SOURCE EXCERPT:
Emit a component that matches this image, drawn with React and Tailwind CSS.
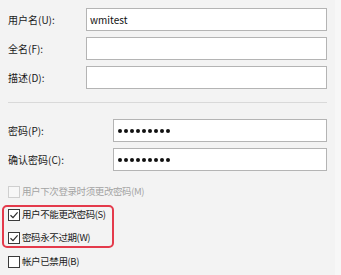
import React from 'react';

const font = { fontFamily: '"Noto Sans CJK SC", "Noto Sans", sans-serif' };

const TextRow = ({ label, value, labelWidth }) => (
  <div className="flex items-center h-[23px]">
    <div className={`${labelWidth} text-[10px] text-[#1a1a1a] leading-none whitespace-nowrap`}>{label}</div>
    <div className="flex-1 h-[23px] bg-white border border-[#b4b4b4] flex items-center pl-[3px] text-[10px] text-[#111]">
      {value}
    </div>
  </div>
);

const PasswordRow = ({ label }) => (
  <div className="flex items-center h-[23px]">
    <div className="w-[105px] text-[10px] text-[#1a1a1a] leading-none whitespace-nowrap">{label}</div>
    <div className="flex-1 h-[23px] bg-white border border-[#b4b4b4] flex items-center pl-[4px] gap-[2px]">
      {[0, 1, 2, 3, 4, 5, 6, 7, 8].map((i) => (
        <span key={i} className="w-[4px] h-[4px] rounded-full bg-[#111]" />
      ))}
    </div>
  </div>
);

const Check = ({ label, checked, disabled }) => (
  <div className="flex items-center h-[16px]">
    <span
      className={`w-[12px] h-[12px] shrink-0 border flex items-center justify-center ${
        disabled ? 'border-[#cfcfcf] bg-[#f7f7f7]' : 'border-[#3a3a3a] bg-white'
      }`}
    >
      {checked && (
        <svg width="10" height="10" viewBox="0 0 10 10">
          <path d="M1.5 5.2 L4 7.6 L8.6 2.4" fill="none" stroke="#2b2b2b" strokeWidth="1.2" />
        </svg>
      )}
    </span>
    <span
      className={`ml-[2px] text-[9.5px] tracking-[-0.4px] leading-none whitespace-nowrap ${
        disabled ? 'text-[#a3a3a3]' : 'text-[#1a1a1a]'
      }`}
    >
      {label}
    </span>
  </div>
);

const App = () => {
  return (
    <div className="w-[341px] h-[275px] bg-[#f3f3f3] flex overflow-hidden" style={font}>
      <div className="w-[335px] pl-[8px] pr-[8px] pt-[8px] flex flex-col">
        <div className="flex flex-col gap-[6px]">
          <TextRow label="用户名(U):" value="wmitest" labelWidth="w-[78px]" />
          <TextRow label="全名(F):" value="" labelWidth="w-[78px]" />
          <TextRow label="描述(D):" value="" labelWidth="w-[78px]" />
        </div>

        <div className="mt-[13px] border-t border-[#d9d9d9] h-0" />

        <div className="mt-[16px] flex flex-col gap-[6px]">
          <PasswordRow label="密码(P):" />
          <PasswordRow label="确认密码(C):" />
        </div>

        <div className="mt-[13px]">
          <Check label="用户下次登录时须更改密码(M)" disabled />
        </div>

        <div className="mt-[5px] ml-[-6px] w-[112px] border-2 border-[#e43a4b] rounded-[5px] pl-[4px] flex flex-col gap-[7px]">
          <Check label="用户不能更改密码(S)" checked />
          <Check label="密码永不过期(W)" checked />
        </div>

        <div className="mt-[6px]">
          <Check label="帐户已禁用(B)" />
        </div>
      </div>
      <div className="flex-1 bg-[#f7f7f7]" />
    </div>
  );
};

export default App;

WHAT YOU HAVE TO DO: Quote everything in the listing above exactly; pictures are the only thing to omit.

ANSWER TO THIS EXERCISE:
Emit a component that matches this image, drawn with React and Tailwind CSS.
import React from 'react';

const font = { fontFamily: '"Noto Sans CJK SC", "Noto Sans", sans-serif' };

const TextRow = ({ label, value, labelWidth }) => (
  <div className="flex items-center h-[23px]">
    <div className={`${labelWidth} text-[10px] text-[#1a1a1a] leading-none whitespace-nowrap`}>{label}</div>
    <div className="flex-1 h-[23px] bg-white border border-[#b4b4b4] flex items-center pl-[3px] text-[10px] text-[#111]">
      {value}
    </div>
  </div>
);

const PasswordRow = ({ label }) => (
  <div className="flex items-center h-[23px]">
    <div className="w-[105px] text-[10px] text-[#1a1a1a] leading-none whitespace-nowrap">{label}</div>
    <div className="flex-1 h-[23px] bg-white border border-[#b4b4b4] flex items-center pl-[4px] gap-[2px]">
      {[0, 1, 2, 3, 4, 5, 6, 7, 8].map((i) => (
        <span key={i} className="w-[4px] h-[4px] rounded-full bg-[#111]" />
      ))}
    </div>
  </div>
);

const Check = ({ label, checked, disabled }) => (
  <div className="flex items-center h-[16px]">
    <span
      className={`w-[12px] h-[12px] shrink-0 border flex items-center justify-center ${
        disabled ? 'border-[#cfcfcf] bg-[#f7f7f7]' : 'border-[#3a3a3a] bg-white'
      }`}
    >
      {checked && (
        <svg width="10" height="10" viewBox="0 0 10 10">
          <path d="M1.5 5.2 L4 7.6 L8.6 2.4" fill="none" stroke="#2b2b2b" strokeWidth="1.2" />
        </svg>
      )}
    </span>
    <span
      className={`ml-[2px] text-[9.5px] tracking-[-0.4px] leading-none whitespace-nowrap ${
        disabled ? 'text-[#a3a3a3]' : 'text-[#1a1a1a]'
      }`}
    >
      {label}
    </span>
  </div>
);

const App = () => {
  return (
    <div className="w-[341px] h-[275px] bg-[#f3f3f3] flex overflow-hidden" style={font}>
      <div className="w-[335px] pl-[8px] pr-[8px] pt-[8px] flex flex-col">
        <div className="flex flex-col gap-[6px]">
          <TextRow label="用户名(U):" value="wmitest" labelWidth="w-[78px]" />
          <TextRow label="全名(F):" value="" labelWidth="w-[78px]" />
          <TextRow label="描述(D):" value="" labelWidth="w-[78px]" />
        </div>

        <div className="mt-[13px] border-t border-[#d9d9d9] h-0" />

        <div className="mt-[16px] flex flex-col gap-[6px]">
          <PasswordRow label="密码(P):" />
          <PasswordRow label="确认密码(C):" />
        </div>

        <div className="mt-[13px]">
          <Check label="用户下次登录时须更改密码(M)" disabled />
        </div>

        <div className="mt-[5px] ml-[-6px] w-[112px] border-2 border-[#e43a4b] rounded-[5px] pl-[4px] flex flex-col gap-[7px]">
          <Check label="用户不能更改密码(S)" checked />
          <Check label="密码永不过期(W)" checked />
        </div>

        <div className="mt-[6px]">
          <Check label="帐户已禁用(B)" />
        </div>
      </div>
      <div className="flex-1 bg-[#f7f7f7]" />
    </div>
  );
};

export default App;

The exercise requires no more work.